[Data extract]
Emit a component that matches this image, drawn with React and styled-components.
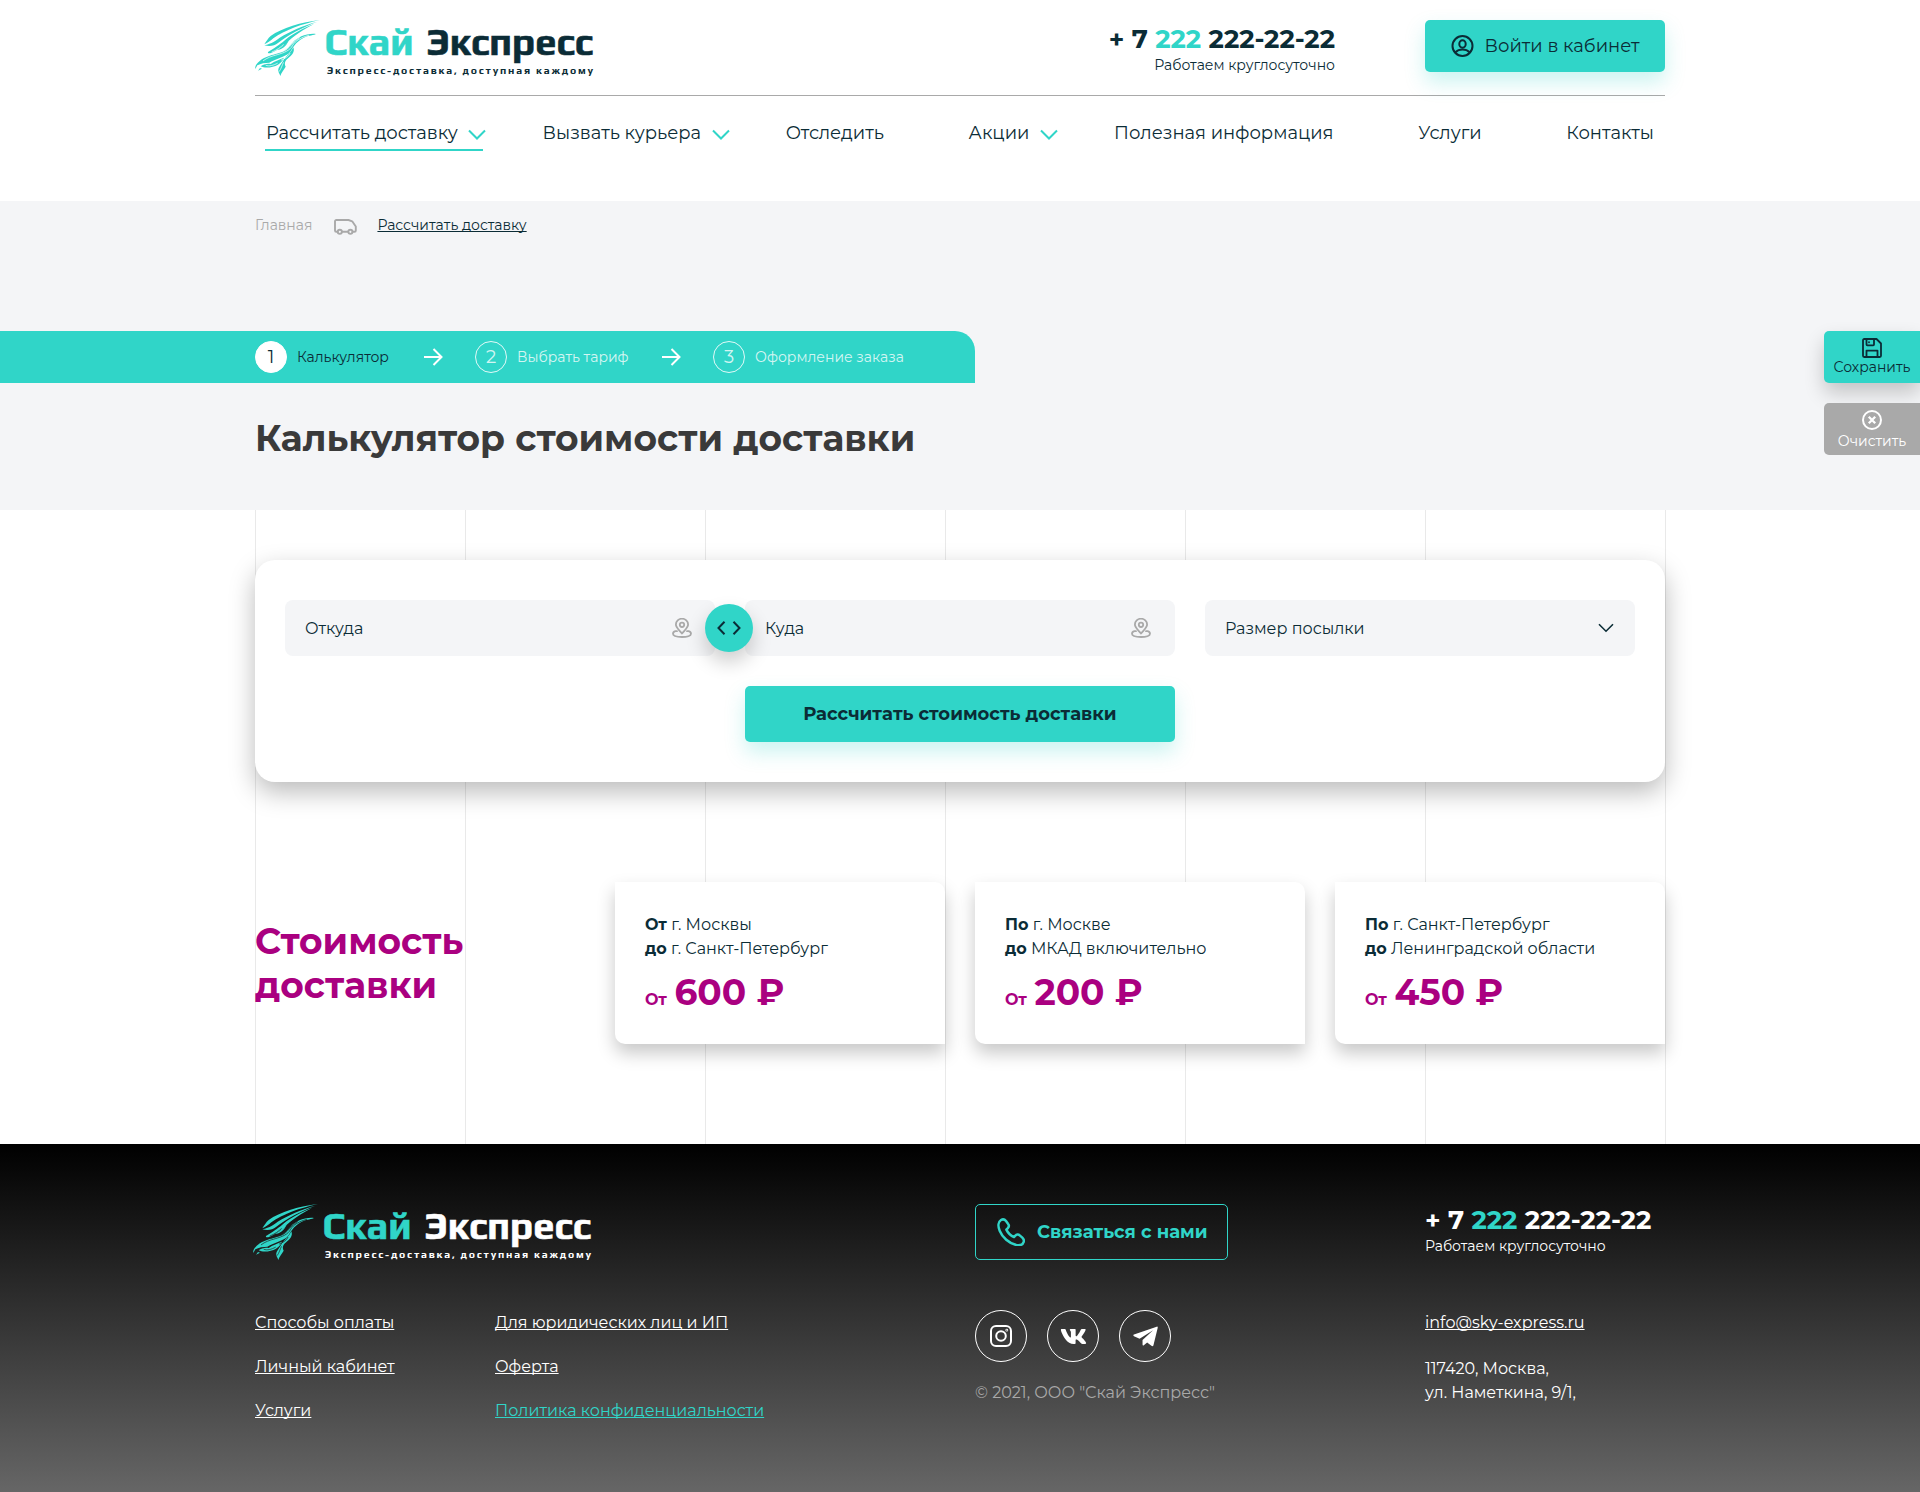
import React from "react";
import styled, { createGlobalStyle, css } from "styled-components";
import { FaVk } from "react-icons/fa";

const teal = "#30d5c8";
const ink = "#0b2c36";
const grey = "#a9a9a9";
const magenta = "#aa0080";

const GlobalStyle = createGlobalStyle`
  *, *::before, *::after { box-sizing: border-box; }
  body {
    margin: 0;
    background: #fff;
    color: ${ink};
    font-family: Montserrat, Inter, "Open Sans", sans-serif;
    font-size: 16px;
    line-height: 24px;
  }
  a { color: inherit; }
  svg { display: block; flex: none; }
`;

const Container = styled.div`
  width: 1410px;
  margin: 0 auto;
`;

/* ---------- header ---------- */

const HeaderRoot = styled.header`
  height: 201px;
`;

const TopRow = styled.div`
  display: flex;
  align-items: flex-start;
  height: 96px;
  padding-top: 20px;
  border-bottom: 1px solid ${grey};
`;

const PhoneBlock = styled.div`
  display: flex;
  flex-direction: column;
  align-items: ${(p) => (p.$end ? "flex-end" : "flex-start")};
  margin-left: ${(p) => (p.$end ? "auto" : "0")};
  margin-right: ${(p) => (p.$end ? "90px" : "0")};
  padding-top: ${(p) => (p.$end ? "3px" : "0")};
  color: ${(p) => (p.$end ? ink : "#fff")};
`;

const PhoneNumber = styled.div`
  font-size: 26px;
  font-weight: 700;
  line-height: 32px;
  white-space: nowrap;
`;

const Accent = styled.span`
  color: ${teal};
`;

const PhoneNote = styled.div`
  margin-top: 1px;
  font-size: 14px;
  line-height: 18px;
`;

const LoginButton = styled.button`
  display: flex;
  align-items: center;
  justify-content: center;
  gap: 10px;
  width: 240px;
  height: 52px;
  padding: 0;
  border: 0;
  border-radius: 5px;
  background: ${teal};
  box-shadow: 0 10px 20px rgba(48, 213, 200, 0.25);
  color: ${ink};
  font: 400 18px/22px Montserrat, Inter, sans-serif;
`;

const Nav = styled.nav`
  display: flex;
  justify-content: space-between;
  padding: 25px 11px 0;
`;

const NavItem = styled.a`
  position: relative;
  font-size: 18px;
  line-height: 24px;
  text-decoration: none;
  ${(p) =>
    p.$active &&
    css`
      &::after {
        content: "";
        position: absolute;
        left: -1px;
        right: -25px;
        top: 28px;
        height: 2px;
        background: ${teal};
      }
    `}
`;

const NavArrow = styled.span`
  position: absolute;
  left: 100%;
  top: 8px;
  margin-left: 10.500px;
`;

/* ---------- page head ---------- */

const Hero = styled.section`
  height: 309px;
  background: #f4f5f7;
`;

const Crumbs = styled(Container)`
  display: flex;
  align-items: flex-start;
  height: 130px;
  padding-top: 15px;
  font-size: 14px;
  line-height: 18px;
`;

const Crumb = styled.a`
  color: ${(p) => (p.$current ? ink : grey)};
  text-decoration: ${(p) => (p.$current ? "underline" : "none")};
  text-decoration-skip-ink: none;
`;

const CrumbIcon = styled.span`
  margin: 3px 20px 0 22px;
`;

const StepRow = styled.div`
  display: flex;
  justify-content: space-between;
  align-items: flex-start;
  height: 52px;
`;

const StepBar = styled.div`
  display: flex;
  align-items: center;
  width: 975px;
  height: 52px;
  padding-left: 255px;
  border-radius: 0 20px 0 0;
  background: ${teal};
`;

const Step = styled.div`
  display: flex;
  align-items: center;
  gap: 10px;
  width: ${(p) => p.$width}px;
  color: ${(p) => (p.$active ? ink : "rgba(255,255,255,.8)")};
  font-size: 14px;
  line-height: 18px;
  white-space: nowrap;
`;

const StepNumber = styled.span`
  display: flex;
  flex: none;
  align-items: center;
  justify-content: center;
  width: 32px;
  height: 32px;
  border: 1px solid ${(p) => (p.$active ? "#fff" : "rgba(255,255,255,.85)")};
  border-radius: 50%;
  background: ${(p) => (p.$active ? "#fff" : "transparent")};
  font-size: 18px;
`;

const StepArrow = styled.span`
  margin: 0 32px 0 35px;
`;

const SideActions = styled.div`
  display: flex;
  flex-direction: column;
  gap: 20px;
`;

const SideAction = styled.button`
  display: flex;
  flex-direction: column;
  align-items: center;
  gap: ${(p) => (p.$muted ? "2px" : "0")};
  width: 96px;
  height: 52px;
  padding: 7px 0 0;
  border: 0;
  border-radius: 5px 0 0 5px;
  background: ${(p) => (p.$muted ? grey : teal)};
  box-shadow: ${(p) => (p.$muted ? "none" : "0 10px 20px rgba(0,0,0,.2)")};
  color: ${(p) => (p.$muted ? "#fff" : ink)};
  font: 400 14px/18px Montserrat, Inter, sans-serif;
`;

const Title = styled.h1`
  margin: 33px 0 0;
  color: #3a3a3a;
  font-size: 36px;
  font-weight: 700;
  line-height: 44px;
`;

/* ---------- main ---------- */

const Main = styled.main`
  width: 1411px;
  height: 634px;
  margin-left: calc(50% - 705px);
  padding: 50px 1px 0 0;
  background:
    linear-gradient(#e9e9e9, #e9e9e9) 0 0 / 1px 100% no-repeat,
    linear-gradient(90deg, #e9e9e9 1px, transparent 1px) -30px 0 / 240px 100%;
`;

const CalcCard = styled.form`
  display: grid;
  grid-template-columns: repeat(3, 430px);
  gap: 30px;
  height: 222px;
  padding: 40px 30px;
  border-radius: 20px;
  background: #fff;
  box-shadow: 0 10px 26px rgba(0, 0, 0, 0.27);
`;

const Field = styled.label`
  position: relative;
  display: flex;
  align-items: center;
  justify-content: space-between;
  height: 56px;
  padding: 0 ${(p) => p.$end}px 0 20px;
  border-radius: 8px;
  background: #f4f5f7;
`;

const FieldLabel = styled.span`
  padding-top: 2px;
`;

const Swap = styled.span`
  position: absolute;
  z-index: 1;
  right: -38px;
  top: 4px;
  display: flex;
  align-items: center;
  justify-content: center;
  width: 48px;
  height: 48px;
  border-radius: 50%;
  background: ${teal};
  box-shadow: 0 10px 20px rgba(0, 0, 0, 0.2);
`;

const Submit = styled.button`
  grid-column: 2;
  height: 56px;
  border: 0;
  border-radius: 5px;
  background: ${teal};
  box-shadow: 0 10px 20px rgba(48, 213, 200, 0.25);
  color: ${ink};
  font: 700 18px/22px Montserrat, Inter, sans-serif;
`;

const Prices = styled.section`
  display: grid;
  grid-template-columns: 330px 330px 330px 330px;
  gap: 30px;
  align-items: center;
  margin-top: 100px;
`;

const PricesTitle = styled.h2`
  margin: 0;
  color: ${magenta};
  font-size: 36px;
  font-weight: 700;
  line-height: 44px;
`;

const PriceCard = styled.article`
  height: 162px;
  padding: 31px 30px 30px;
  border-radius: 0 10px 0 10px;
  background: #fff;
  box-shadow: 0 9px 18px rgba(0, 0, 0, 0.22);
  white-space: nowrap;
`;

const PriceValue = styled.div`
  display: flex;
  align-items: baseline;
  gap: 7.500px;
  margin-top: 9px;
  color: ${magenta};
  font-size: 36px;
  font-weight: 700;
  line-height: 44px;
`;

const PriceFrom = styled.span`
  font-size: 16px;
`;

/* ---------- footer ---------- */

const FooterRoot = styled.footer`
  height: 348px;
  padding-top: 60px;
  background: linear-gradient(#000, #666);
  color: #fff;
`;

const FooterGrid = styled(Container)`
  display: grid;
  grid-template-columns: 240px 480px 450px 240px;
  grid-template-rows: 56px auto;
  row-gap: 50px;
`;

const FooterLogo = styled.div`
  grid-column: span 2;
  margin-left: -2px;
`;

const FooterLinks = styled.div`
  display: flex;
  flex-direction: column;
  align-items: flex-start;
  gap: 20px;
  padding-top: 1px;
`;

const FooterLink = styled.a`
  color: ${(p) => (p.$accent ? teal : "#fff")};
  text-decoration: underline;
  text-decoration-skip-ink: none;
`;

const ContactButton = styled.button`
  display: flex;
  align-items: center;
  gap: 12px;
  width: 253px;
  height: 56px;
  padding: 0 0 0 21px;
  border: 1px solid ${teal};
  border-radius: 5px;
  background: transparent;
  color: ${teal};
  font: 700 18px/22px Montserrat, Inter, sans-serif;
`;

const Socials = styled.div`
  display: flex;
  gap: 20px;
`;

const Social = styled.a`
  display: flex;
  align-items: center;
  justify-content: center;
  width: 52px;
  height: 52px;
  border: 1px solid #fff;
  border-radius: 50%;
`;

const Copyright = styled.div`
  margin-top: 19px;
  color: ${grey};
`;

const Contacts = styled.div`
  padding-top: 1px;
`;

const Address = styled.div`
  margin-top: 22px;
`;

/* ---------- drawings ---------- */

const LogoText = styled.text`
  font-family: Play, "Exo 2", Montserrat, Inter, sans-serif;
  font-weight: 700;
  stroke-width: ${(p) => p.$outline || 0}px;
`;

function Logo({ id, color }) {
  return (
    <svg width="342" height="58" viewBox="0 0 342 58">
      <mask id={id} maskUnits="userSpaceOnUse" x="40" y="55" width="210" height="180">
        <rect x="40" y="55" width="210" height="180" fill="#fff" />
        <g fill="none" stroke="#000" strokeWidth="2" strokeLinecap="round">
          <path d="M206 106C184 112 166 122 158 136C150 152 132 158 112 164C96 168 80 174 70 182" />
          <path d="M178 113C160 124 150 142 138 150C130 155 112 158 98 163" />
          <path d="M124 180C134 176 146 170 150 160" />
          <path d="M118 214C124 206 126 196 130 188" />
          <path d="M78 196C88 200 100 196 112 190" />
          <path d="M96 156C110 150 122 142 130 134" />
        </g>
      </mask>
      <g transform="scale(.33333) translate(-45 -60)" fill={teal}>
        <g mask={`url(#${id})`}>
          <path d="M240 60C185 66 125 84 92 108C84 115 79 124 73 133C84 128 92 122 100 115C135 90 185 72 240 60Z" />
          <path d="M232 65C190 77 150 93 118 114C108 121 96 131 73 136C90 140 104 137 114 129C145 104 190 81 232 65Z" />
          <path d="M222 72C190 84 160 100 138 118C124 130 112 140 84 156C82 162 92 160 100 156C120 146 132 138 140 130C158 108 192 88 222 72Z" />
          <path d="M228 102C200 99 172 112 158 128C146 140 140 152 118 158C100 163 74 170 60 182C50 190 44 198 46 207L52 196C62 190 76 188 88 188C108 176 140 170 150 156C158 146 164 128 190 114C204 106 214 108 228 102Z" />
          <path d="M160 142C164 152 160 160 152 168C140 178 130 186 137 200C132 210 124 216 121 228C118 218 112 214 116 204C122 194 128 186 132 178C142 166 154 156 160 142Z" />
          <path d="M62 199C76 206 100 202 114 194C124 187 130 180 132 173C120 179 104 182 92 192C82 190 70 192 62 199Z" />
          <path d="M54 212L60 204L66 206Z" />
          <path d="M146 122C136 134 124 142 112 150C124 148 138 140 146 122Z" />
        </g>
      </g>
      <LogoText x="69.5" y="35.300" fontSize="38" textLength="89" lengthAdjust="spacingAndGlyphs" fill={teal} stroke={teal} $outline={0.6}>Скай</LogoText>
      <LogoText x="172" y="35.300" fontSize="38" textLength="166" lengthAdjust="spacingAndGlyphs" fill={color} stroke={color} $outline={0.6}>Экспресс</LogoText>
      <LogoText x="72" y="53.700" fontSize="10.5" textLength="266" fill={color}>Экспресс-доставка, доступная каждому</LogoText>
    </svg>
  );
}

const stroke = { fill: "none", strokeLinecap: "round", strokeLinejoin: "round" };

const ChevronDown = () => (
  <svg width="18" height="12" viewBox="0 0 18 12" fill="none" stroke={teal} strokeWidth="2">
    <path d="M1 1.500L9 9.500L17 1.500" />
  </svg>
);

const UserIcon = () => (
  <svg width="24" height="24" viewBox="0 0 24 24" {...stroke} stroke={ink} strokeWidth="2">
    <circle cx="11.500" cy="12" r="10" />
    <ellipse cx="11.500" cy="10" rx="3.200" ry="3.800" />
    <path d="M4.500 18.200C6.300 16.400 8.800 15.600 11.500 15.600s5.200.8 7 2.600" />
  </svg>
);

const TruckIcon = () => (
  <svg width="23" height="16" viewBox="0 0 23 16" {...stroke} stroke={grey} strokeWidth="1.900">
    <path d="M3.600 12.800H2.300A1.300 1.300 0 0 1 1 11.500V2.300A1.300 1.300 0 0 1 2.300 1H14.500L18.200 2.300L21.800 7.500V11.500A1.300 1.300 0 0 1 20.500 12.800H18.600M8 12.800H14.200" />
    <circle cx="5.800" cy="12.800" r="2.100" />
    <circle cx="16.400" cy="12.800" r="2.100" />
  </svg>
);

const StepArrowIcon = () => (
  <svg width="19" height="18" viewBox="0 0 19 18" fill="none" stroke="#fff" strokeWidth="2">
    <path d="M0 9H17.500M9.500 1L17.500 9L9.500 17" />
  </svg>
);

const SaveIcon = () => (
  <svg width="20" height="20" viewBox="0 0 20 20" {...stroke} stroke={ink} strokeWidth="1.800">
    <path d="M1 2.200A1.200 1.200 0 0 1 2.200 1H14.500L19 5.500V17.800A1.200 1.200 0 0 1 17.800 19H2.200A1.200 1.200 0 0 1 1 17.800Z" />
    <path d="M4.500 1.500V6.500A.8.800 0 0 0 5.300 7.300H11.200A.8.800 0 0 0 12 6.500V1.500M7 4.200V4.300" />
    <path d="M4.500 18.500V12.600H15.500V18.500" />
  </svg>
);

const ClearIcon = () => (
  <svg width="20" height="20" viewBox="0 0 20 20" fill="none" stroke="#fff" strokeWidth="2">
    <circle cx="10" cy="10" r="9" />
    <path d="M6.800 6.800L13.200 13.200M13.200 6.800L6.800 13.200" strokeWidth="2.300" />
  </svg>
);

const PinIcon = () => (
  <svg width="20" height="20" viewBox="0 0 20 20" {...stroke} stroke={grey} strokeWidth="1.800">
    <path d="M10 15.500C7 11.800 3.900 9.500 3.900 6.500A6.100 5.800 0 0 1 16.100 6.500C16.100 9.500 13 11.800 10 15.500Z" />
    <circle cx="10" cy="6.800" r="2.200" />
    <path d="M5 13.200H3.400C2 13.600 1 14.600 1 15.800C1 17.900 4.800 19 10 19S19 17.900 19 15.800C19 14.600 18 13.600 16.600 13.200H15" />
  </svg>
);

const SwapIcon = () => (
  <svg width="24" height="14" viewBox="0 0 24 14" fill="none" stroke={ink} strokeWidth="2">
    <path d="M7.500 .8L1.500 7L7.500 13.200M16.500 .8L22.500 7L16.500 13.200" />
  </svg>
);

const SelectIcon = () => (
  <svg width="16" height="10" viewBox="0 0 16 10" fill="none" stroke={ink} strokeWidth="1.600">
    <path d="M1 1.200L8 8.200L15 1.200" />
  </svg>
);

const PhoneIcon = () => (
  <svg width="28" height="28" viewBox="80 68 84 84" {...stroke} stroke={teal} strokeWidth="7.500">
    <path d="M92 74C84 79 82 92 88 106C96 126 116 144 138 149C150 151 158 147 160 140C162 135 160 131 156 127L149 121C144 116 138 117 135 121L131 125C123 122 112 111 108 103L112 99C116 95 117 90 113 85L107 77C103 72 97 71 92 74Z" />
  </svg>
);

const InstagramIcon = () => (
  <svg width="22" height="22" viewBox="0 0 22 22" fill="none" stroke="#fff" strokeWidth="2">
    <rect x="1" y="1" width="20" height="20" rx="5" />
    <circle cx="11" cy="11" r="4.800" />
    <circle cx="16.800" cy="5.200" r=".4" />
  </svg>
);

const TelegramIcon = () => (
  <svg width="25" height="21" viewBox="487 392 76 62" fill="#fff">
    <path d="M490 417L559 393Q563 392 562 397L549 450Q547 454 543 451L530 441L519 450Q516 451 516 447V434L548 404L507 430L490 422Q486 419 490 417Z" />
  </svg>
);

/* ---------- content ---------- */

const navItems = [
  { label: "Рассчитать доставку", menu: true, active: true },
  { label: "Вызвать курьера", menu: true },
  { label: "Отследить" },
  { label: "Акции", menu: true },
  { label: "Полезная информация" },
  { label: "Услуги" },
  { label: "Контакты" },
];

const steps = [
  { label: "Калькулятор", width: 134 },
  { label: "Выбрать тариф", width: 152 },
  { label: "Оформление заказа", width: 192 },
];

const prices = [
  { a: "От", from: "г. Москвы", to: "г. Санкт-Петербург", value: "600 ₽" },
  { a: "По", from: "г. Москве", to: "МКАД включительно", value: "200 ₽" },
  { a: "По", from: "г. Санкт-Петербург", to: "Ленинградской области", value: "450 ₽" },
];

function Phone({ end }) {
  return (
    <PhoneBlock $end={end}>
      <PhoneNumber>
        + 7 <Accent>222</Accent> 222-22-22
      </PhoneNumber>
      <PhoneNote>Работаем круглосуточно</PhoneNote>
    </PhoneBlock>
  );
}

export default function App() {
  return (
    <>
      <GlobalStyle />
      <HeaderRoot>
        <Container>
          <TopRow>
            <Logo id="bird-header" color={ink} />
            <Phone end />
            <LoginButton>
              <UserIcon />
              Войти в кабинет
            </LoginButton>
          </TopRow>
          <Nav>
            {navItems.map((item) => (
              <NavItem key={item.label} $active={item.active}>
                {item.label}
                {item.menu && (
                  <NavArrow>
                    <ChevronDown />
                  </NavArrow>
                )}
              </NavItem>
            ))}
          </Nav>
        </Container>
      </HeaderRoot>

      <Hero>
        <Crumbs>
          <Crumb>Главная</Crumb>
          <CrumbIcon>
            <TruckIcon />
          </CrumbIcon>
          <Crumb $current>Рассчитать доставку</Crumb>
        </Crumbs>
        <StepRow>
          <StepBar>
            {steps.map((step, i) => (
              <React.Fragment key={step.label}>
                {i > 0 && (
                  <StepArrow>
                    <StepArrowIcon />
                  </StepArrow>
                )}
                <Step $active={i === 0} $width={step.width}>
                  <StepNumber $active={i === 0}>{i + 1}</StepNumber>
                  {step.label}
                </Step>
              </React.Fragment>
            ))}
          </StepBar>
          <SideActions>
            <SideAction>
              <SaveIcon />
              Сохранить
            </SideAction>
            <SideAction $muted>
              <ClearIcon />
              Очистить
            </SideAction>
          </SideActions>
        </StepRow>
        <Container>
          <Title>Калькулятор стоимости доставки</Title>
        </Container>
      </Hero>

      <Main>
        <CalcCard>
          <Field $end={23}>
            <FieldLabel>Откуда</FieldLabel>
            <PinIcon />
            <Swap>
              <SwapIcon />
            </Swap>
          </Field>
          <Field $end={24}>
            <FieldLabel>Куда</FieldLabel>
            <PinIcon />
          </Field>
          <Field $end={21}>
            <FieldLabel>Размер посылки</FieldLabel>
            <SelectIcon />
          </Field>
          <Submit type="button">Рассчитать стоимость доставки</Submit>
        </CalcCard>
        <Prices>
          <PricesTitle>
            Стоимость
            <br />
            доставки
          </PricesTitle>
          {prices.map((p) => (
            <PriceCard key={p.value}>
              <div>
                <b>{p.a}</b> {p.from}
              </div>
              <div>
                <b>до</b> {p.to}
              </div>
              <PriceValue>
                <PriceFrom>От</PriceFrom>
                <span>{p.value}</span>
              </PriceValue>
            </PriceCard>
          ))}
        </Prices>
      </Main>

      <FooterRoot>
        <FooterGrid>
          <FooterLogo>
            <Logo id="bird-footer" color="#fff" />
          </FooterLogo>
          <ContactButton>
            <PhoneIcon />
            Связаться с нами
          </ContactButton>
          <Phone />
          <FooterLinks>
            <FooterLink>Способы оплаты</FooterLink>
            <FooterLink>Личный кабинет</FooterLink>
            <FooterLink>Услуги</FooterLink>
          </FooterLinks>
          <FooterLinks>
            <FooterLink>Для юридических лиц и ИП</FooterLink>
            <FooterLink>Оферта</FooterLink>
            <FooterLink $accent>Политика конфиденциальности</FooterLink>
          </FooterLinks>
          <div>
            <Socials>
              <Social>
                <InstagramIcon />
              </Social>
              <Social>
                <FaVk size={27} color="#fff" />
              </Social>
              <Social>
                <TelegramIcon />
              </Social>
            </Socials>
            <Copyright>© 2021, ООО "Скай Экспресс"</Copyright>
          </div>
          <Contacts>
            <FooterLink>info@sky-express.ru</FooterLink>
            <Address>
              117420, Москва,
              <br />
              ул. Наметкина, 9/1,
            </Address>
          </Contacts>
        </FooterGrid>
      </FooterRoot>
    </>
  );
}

[Your instructions] Only lines with "components" are wanted here; list each of them.

[Result of this exercise]
Emit a component that matches this image, drawn with React and styled-components.
import styled, { createGlobalStyle, css } from "styled-components";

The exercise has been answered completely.